By example, if not by design, Pauline Kael taught readers how to really look at movies; how to think for themselves; and to outgrow her and move on. Her kindness backfired. In her New York Times obituary, the headline, which should have been about a distinguished career, was trumped by the widely-held observation that she had a great deal of influence over other writers. (Why is this bad? Kael complained in an interview.)

Kael had many devotees among would-be critics, who were drawn by her funny and trenchant insights and her lollipops and ice cream prose. They sought her out and became successful in their own rights. She was famous for getting the ones she liked movie reviewing gigs. The clan began to be mocked as “the Paulette’s” specifically by James Wolcott in Vanity Fair in a rearguard action intended to insulate him from the obvious fact that he was one too.

Adler seized on this as evidence of a conspiracy. In fact, Adler has a law degree but doesn’t practice. What she does instead is to utilize the trial lawyer’s sneering innuendo to work herself into a composed frenzy.

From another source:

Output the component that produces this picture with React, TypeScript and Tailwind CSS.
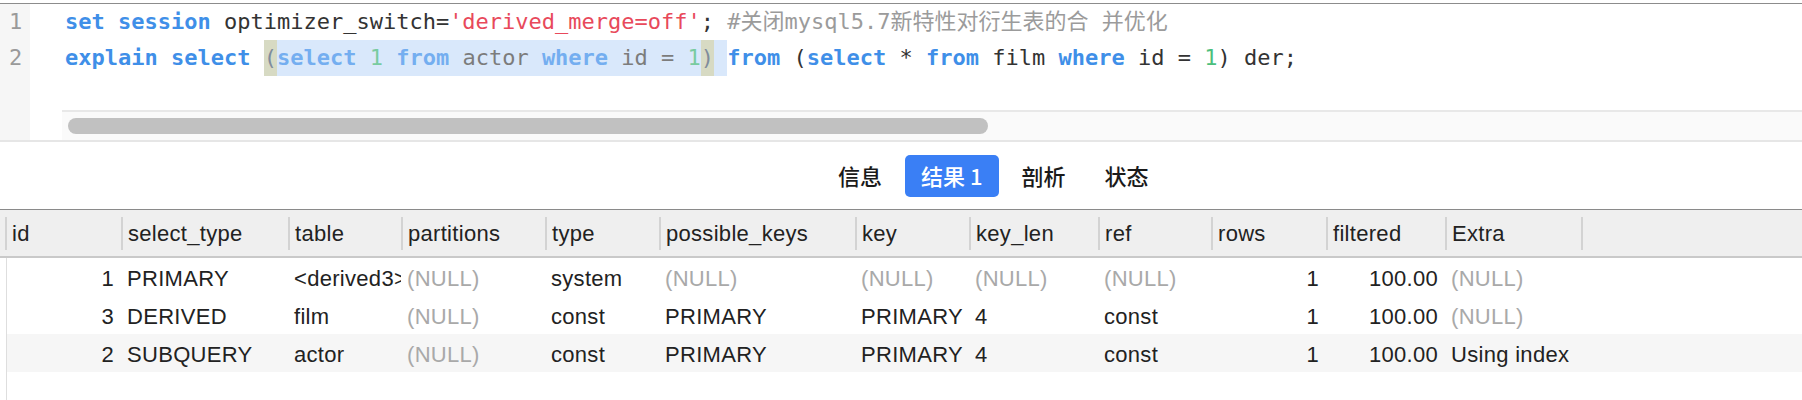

Kael was the first critic to declare that the energy in trash had value: that a good movie came from the clash of art and popular ideas. She then reversed herself late in her career when it became obvious that trash had won the day. (One could say that by 2018 it had become a technical knockout.) What would Kael have to say about today’s movies. I don’t think she would like them. The last line of her famous essay, “Trash, Art and the Movies,” was “Trash has given us an appetite for art.” It was a prescient thought for the time — in the late sixties and early seventies — until the advent of “Jaws,” by a director she liked, and then by George Lucas, more of a producer than a director, whom she disliked, changed everything about how movies got made and marketed.

Pauline Kael published her first essay, a pan of Charlie Chaplin’s “Limelight, in 1958. Her last review, a lukewarm appreciation of Steve Martin’s “LA Story” ran in the New Yorker in 2001. She died a decade later on September 11, 2011 at the age of 91. Her work is fully deserving of respect and after a period of dormancy is undergoing a revival.